Material:
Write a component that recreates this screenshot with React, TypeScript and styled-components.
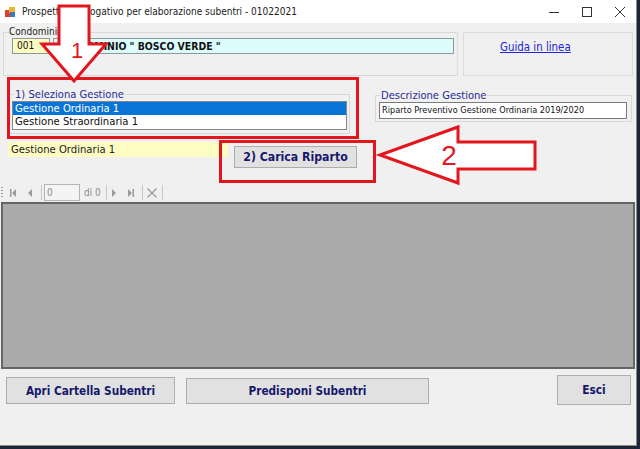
import React from 'react'
import styled, { createGlobalStyle } from 'styled-components'

const GlobalStyle = createGlobalStyle`
    html, body {
        margin: 0;
        padding: 0;
        background: #1d2636;
        width: 640px;
        height: 449px;
        overflow: hidden;
    }
    * {
        box-sizing: border-box;
    }
`

const FONT = `"DejaVu Sans Condensed", "DejaVu Sans", "Liberation Sans", sans-serif`
const LABEL_BLUE = '#2a2a92'
const NAVY = '#16186b'
const RED = '#e3161d'

const Window = styled.div`
    position: relative;
    width: 637px;
    height: 446px;
    background: #f0f0f0;
    border-right: 1px solid #8a8a8a;
    border-bottom: 1px solid #8a8a8a;
    display: flex;
    flex-direction: column;
    font-family: ${FONT};
    overflow: hidden;
`
const TitleBar = styled.div`
    height: 23px;
    flex: none;
    background: #ffffff;
    display: flex;
    align-items: center;
    padding-left: 5px;
`
const TitleText = styled.div`
    margin-left: 7px;
    font-size: 10px;
    color: #1a1a1a;
    flex: 1;
    white-space: nowrap;
`
const WinButton = styled.div`
    width: 33px;
    height: 23px;
    display: flex;
    align-items: center;
    justify-content: center;
    color: #222;
`
const TopRow = styled.div`
    height: 54px;
    flex: none;
    display: flex;
    align-items: flex-start;
    padding: 3px 0 0 3px;
`
const Group = styled.fieldset<{ $w: number; $h?: number }>`
    margin: 0;
    width: ${p => p.$w}px;
    height: ${p => (p.$h ? `${p.$h}px` : 'auto')};
    border: 1px solid #d9d9d9;
    padding: 0 3px 3px 3px;
    min-width: 0;
`
const SmallLegend = styled.legend`
    font-size: 10px;
    line-height: 12px;
    color: #1a1a1a;
    padding: 0;
    margin-left: 2px;
`
const BlueLegend = styled.legend`
    font-size: 11.1px;
    line-height: 13px;
    color: ${LABEL_BLUE};
    padding: 0 1px;
    margin-left: 1px;
`
const FieldRow = styled.div`
    display: flex;
    gap: 3px;
    margin-left: 5px;
`
const Field = styled.div<{ $bg: string; $w?: number; $bold?: boolean }>`
    height: 16px;
    width: ${p => (p.$w ? `${p.$w}px` : 'auto')};
    flex: ${p => (p.$w ? 'none' : '1')};
    background: ${p => p.$bg};
    border: 1px solid #8c9a9a;
    font-size: ${p => (p.$bold ? '10.4px' : '10px')};
    font-weight: ${p => (p.$bold ? 700 : 400)};
    line-height: 14px;
    padding-left: ${p => (p.$bold ? 2 : 4)}px;
    color: #111;
    white-space: nowrap;
    overflow: hidden;
`
const HelpPanel = styled.div`
    margin: 6px 0 0 5px;
    width: 170px;
    height: 44px;
    border: 1px solid #dcdcdc;
    padding: 3px 0 0 36px;
`
const HelpLink = styled.a`
    font-size: 11.4px;
    color: #2323d8;
    text-decoration: underline;
    cursor: pointer;
`
const SecondRow = styled.div`
    height: 63px;
    flex: none;
    display: flex;
    align-items: flex-start;
    padding: 11px 0 0 9px;
`
const ListBox = styled.div`
    width: 335px;
    height: 29px;
    margin-left: -1px;
    background: #ffffff;
    border: 1px solid #828790;
    display: flex;
    flex-direction: column;
`
const ListItem = styled.div<{ $selected?: boolean }>`
    height: 13px;
    font-size: 11.2px;
    line-height: 13px;
    padding-left: 2px;
    background: ${p => (p.$selected ? '#0a74d6' : 'transparent')};
    color: ${p => (p.$selected ? '#ffffff' : '#111')};
`
const DescGroup = styled(Group)`
    margin: 1px 0 0 25px;
    padding: 0 4px 2px 3px;
`
const DescBox = styled.div`
    height: 17px;
    background: #fff;
    border: 1px solid #7a7a7a;
    font-size: 9.1px;
    line-height: 15px;
    padding-left: 2px;
    color: #111;
    white-space: nowrap;
`
const ThirdRow = styled.div`
    height: 43px;
    flex: none;
    display: flex;
    align-items: flex-start;
    padding-left: 8px;
`
const YellowLabel = styled.div`
    margin-top: 2px;
    width: 220px;
    height: 15px;
    background: #fdfdc3;
    font-size: 11.2px;
    line-height: 15px;
    padding-left: 3px;
    color: #222;
`
const Button = styled.button<{ $w: number; $h: number; $top: number; $size?: number }>`
    margin-top: ${p => p.$top}px;
    width: ${p => p.$w}px;
    height: ${p => p.$h}px;
    background: #e1e1e1;
    border: 1px solid #adadad;
    font-family: ${FONT};
    font-weight: 700;
    font-size: ${p => p.$size ?? 11.7}px;
    color: ${NAVY};
    padding: 0;
    flex: none;
    white-space: nowrap;
`
const CaricaButton = styled(Button)`
    margin-left: 6px;
`
const NavBar = styled.div`
    height: 19px;
    flex: none;
    display: flex;
    align-items: center;
    padding-left: 1px;
    color: #9a9a9a;
`
const Grip = styled.div`
    width: 2px;
    height: 11px;
    background: repeating-linear-gradient(to bottom, #a0a0a0 0 1px, transparent 1px 3px);
`
const NavIcon = styled.div<{ $ml: number }>`
    margin-left: ${p => p.$ml}px;
    display: flex;
    align-items: center;
`
const NavSep = styled.div<{ $ml: number }>`
    margin-left: ${p => p.$ml}px;
    width: 1px;
    height: 15px;
    background: #c8c8c8;
`
const NavInput = styled.div`
    margin-left: 2px;
    width: 36px;
    height: 17px;
    border: 1px solid #b5b5b5;
    background: #f4f4f4;
    font-size: 10px;
    line-height: 15px;
    padding-left: 2px;
    color: #888;
`
const NavText = styled.div`
    margin-left: 4px;
    font-size: 10px;
    color: #8a8a8a;
`
const Grid = styled.div`
    height: 167px;
    flex: none;
    margin: 0 1px 0 1px;
    background: #ababab;
    border: 2px solid #666;
`
const BottomRow = styled.div`
    flex: 1;
    display: flex;
    align-items: flex-start;
    padding: 6px 5px 0 6px;
    gap: 11px;
`
const Spacer = styled.div`
    flex: 1;
`
const RedBox = styled.div<{ $x: number; $y: number; $w: number; $h: number }>`
    position: absolute;
    left: ${p => p.$x}px;
    top: ${p => p.$y}px;
    width: ${p => p.$w}px;
    height: ${p => p.$h}px;
    border: 3px solid ${RED};
    pointer-events: none;
`
const ArrowSvg = styled.svg<{ $x: number; $y: number }>`
    position: absolute;
    left: ${p => p.$x}px;
    top: ${p => p.$y}px;
    overflow: visible;
    pointer-events: none;
`

const AppIcon = () => (
    <svg width="10" height="10" viewBox="0 0 10 10">
        <rect x="0" y="3" width="6" height="7" fill="#d9412b" />
        <rect x="4" y="0" width="6" height="6" fill="#f0b030" />
        <rect x="5" y="5" width="5" height="5" fill="#3a78c8" />
    </svg>
)

const App = () => {
    return (
        <>
            <GlobalStyle />
            <Window>
                <TitleBar>
                    <AppIcon />
                    <TitleText>Prospetto riepilogativo per elaborazione subentri - 01022021</TitleText>
                    <WinButton>
                        <svg width="10" height="10" viewBox="0 0 10 10"><line x1="0" y1="5.5" x2="10" y2="5.5" stroke="#333" strokeWidth="1" /></svg>
                    </WinButton>
                    <WinButton>
                        <svg width="10" height="10" viewBox="0 0 10 10"><rect x="0.5" y="0.5" width="9" height="9" fill="none" stroke="#333" strokeWidth="1" /></svg>
                    </WinButton>
                    <WinButton>
                        <svg width="10" height="10" viewBox="0 0 10 10"><path d="M0 0 L10 10 M10 0 L0 10" stroke="#333" strokeWidth="1" /></svg>
                    </WinButton>
                </TitleBar>

                <TopRow>
                    <Group $w={455} $h={50}>
                        <SmallLegend>Condominio</SmallLegend>
                        <FieldRow>
                            <Field $bg="#fdfdc3" $w={38}>001</Field>
                            <Field $bg="#dcfcfc" $bold>CONDOMINIO " BOSCO VERDE "</Field>
                        </FieldRow>
                    </Group>
                    <HelpPanel>
                        <HelpLink>Guida in linea</HelpLink>
                    </HelpPanel>
                </TopRow>

                <SecondRow>
                    <Group $w={341} $h={46}>
                        <BlueLegend>1) Seleziona Gestione</BlueLegend>
                        <ListBox>
                            <ListItem $selected>Gestione Ordinaria 1</ListItem>
                            <ListItem>Gestione Straordinaria 1</ListItem>
                        </ListBox>
                    </Group>
                    <DescGroup $w={257}>
                        <BlueLegend>Descrizione Gestione</BlueLegend>
                        <DescBox>Riparto Preventivo Gestione Ordinaria 2019/2020</DescBox>
                    </DescGroup>
                </SecondRow>

                <ThirdRow>
                    <YellowLabel>Gestione Ordinaria 1</YellowLabel>
                    <CaricaButton $w={123} $h={22} $top={6} $size={12.2}>2) Carica Riparto</CaricaButton>
                </ThirdRow>

                <NavBar>
                    <Grip />
                    <NavIcon $ml={7}>
                        <svg width="6" height="8" viewBox="0 0 6 8"><rect x="0" y="0" width="1.5" height="8" fill="currentColor" /><path d="M6 0 L2 4 L6 8 Z" fill="currentColor" /></svg>
                    </NavIcon>
                    <NavIcon $ml={12}>
                        <svg width="4" height="8" viewBox="0 0 4 8"><path d="M4 0 L0 4 L4 8 Z" fill="currentColor" /></svg>
                    </NavIcon>
                    <NavSep $ml={9} />
                    <NavInput>0</NavInput>
                    <NavText>di 0</NavText>
                    <NavSep $ml={5} />
                    <NavIcon $ml={5}>
                        <svg width="4" height="8" viewBox="0 0 4 8"><path d="M0 0 L4 4 L0 8 Z" fill="currentColor" /></svg>
                    </NavIcon>
                    <NavIcon $ml={12}>
                        <svg width="6" height="8" viewBox="0 0 6 8"><path d="M0 0 L4 4 L0 8 Z" fill="currentColor" /><rect x="4.5" y="0" width="1.5" height="8" fill="currentColor" /></svg>
                    </NavIcon>
                    <NavSep $ml={8} />
                    <NavIcon $ml={4}>
                        <svg width="10" height="10" viewBox="0 0 10 10"><path d="M0.5 0.5 L9.5 9.5 M9.5 0.5 L0.5 9.5" stroke="currentColor" strokeWidth="1.3" /></svg>
                    </NavIcon>
                    <NavSep $ml={5} />
                </NavBar>

                <Grid />

                <BottomRow>
                    <Button $w={169} $h={27} $top={2}>Apri Cartella Subentri</Button>
                    <Button $w={243} $h={26} $top={3}>Predisponi Subentri</Button>
                    <Spacer />
                    <Button $w={74} $h={30} $top={0}>Esci</Button>
                </BottomRow>

                <RedBox $x={7} $y={77} $w={352} $h={62} />
                <RedBox $x={219} $y={140} $w={157} $h={43} />

                <ArrowSvg $x={40} $y={3} width="70" height="82" viewBox="0 0 70 82">
                    <polygon points="19,3 49,3 49,41 66,41 34,78 2,41 19,41" fill="#ffffff" stroke={RED} strokeWidth="3" strokeLinejoin="miter" />
                    <text x="37" y="55" textAnchor="middle" fontFamily="Liberation Sans, sans-serif" fontSize="22" fill={RED}>1</text>
                </ArrowSvg>
                <ArrowSvg $x={375} $y={122} width="165" height="65" viewBox="0 0 165 65">
                    <polygon points="5,33 83,5 83,20 160,20 160,47 83,47 83,61" fill="#ffffff" stroke={RED} strokeWidth="3" strokeLinejoin="miter" />
                    <text x="74" y="43" textAnchor="middle" fontFamily="Liberation Sans, sans-serif" fontSize="28" fill={RED}>2</text>
                </ArrowSvg>
            </Window>
        </>
    )
}

export default App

What to produce:
Give again, exactly, the lines from the start of the data through the one holding "const RED = '#e3161d'"; omit the pictures.

Output below:
Write a component that recreates this screenshot with React, TypeScript and styled-components.
import React from 'react'
import styled, { createGlobalStyle } from 'styled-components'

const GlobalStyle = createGlobalStyle`
    html, body {
        margin: 0;
        padding: 0;
        background: #1d2636;
        width: 640px;
        height: 449px;
        overflow: hidden;
    }
    * {
        box-sizing: border-box;
    }
`

const FONT = `"DejaVu Sans Condensed", "DejaVu Sans", "Liberation Sans", sans-serif`
const LABEL_BLUE = '#2a2a92'
const NAVY = '#16186b'
const RED = '#e3161d'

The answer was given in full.